While gazing up at the Casa Rosada (presidential office), remember to look down. Painted on the floor around the Pirámide de Mayo are white headscarves symbolising those worn by the ‘Mothers of the Plaza de Mayo’, who protested against the military dictatorship of the 1970s after their children were ‘disappeared’. They wore these headscarves to symbolise their children’s nappies. The matriarchs are also depicted in some of La Boca’s many murals.
I didn’t realise until it was too late that many of the city’s museums are closed on Mondays. Some of these government-owned institutions, including the Cabildo and National Museum of Fine Arts, also offer free entry.
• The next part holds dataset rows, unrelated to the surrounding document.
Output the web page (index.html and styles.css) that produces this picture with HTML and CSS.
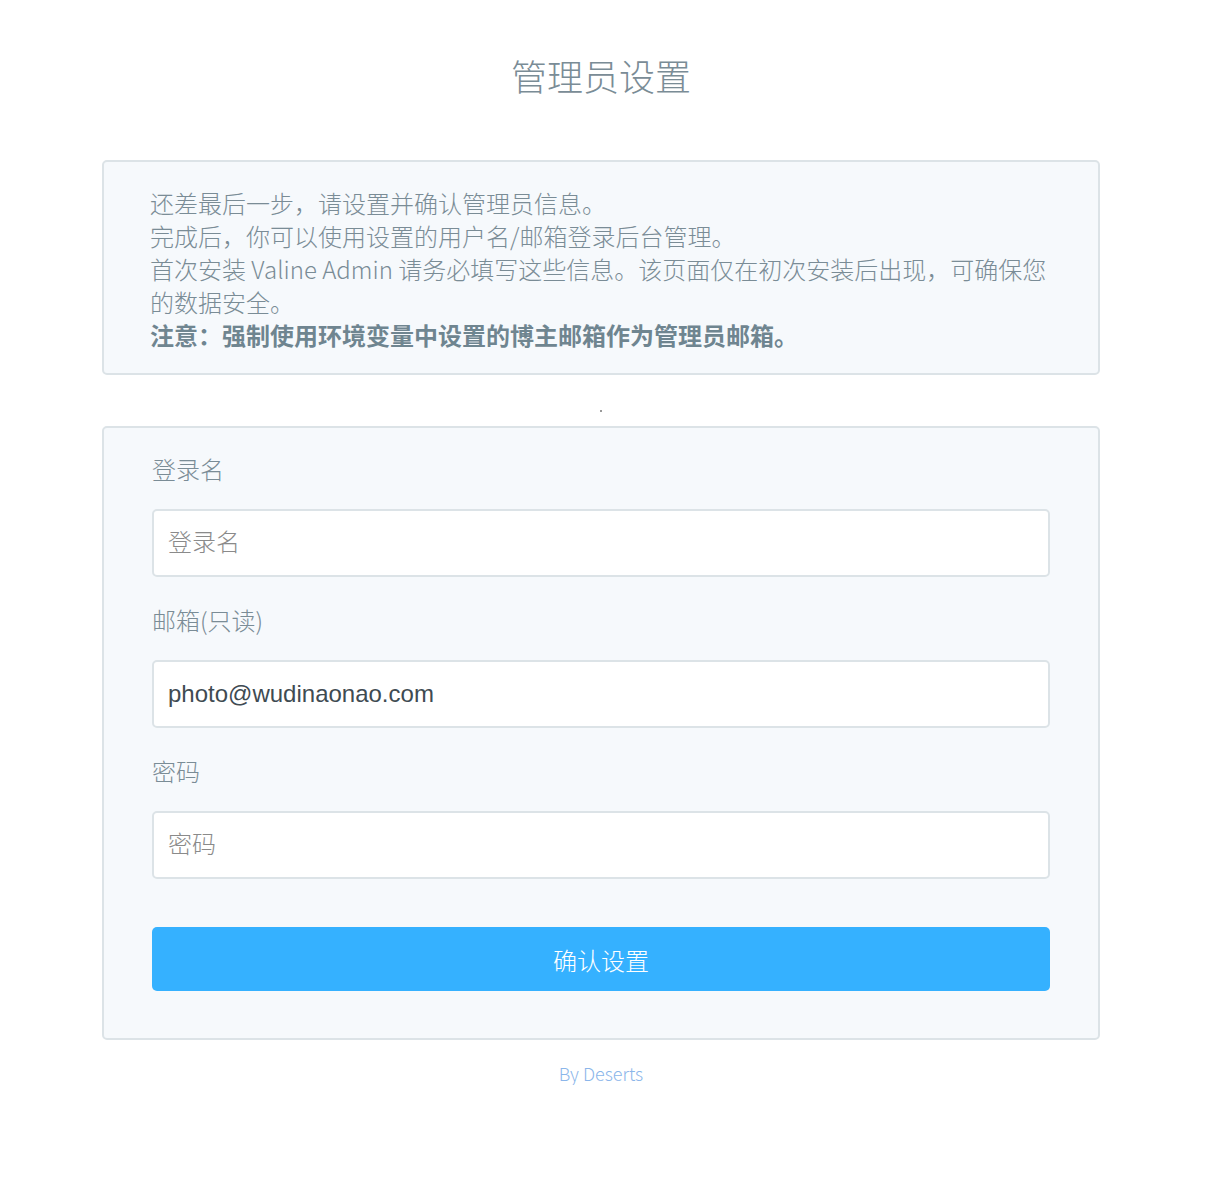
FILE: index.html
```html
<!DOCTYPE html>
<html lang="zh-CN">
<head>
    <meta charset="UTF-8">
    <meta name="viewport" content="width=device-width, initial-scale=1.0">
    <title>管理员设置 - Valine Admin</title>
    <link rel="stylesheet" href="styles.css">
</head>
<body>
<div class="setup_wrap">
    <h1 class="title">管理员设置</h1>

    <div class="notice">
        <p>还差最后一步，请设置并确认管理员信息。</p>
        <p>完成后，你可以使用设置的用户名/邮箱登录后台管理。</p>
        <p>首次安装 Valine Admin 请务必填写这些信息。该页面仅在初次安装后出现，可确保您的数据安全。</p>
        <p class="strong">注意：强制使用环境变量中设置的博主邮箱作为管理员邮箱。</p>
    </div>

    <div class="spacer"><span class="dot"></span></div>

    <form class="setup-form">
        <div class="input-field">
            <label for="name">登录名</label>
            <input type="text" id="name" name="name" placeholder="登录名">
        </div>
        <div class="input-field">
            <label for="email">邮箱(只读)</label>
            <input type="email" id="email" name="email" value="photo@wudinaonao.com" readonly>
        </div>
        <div class="input-field">
            <label for="password">密码</label>
            <input type="password" id="password" name="password" placeholder="密码">
        </div>
        <button type="submit" class="setup-button">确认设置</button>
    </form>

    <div class="footer">By Deserts</div>
</div>
</body>
</html>
```

FILE: styles.css
```css
body {
    font-family: "Noto Sans CJK SC", "Open Sans", sans-serif;
    font-weight: 300;
    margin: 0;
    padding: 0;
    background-color: #fff;
    color: #7a8c96;
}

/* page is laid out as if a 26px scrollbar gutter sat on the right */
.setup_wrap {
    width: 998px;
    margin: 0 0 0 102px;
    padding-top: 47px;
}

.title {
    margin: 0;
    text-align: center;
    font-size: 36px;
    line-height: 56px;
    font-weight: 300;
    color: #7a8c96;
}

.notice {
    margin-top: 57px;
    background-color: #f6f9fc;
    border: 2px solid #dce3e7;
    border-radius: 5px;
    padding: 24px 48px 22px 46px;
    font-size: 24px;
    line-height: 33px;
}

.notice p {
    margin: 0;
}

.notice .strong {
    font-weight: bold;
    color: #6f8590;
}

.spacer {
    height: 51px;
    display: flex;
    justify-content: center;
    align-items: flex-start;
}

.dot {
    width: 2px;
    height: 2px;
    margin-top: 35px;
    background-color: #999;
}

.setup-form {
    background-color: #f6f9fc;
    border: 2px solid #dce3e7;
    border-radius: 5px;
    padding: 24px 48px 47px;
}

.input-field {
    margin-bottom: 26px;
}

.input-field label {
    display: block;
    font-size: 24px;
    line-height: 33px;
    margin-bottom: 24px;
}

.input-field input {
    display: block;
    box-sizing: border-box;
    width: 100%;
    height: 68px;
    padding: 0 14px;
    border: 2px solid #dce3e7;
    border-radius: 5px;
    background-color: #fff;
    font-family: "Liberation Sans", Arial, sans-serif;
    font-size: 24px;
    color: #3f4b52;
    outline: none;
}

.input-field input::placeholder {
    font-family: "Noto Sans CJK SC", sans-serif;
    font-weight: 300;
    font-size: 24px;
    color: #8a8a8a;
}

.setup-button {
    display: block;
    width: 100%;
    height: 64px;
    margin-top: 48px;
    background-color: #35b1ff;
    color: white;
    border: none;
    border-radius: 5px;
    font-family: "Noto Sans CJK SC", sans-serif;
    font-weight: 300;
    font-size: 24px;
    cursor: pointer;
}

.footer {
    margin-top: 21px;
    text-align: center;
    font-size: 18px;
    line-height: 24px;
    color: #8bb6ea;
}
```
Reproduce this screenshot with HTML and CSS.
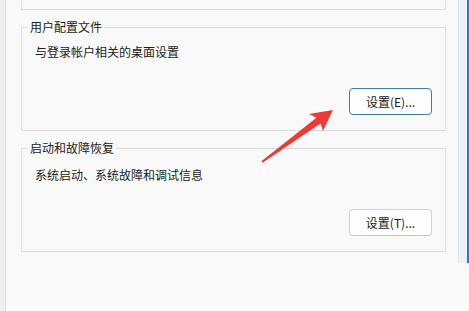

The city is home to many child-friendly museums, too, such as the interactive Children’s Museum and the Participatory Science Museum. Even the Teatro Colón, one of the world’s best opera houses, offers some activities for kids during the school holidays.
Anything else?

The parks aren’t the only peaceful spots in this busy city. Recoleta, an area of Parisian-style buildings where many Porteños retire, offers respite from Buenos Aires’ busier neighbourhoods.
We certainly felt like we were in Paris when staying at Hotel Club Francés. This former social club for prestigious French residents is now a boutique stay that has kept its 150-year-old glamour intact thanks to its original features and artworks.
From here, we headed to La Recoleta Cemetery. While my son busied himself balancing on the loose cobblestones, we studied the tombs of notable Argentinians, including former presidents and national icon Eva Perón. We refuelled at Fervour, where I feasted on a grilled sole the length of the plate. This restaurant is famed for its steak, but I was saving myself for that evening’s asado.
I’d arrived in Buenos Aires expecting a chaotic capital where I would have no choice but to keep my son strapped into his buggy. I was surprised to find a city of vast green spaces offering respite from the busy neighbourhoods. For the parent of an energetic toddler, it offered a nice balance. And much like a good asado, I wanted to clap my hands in appreciation.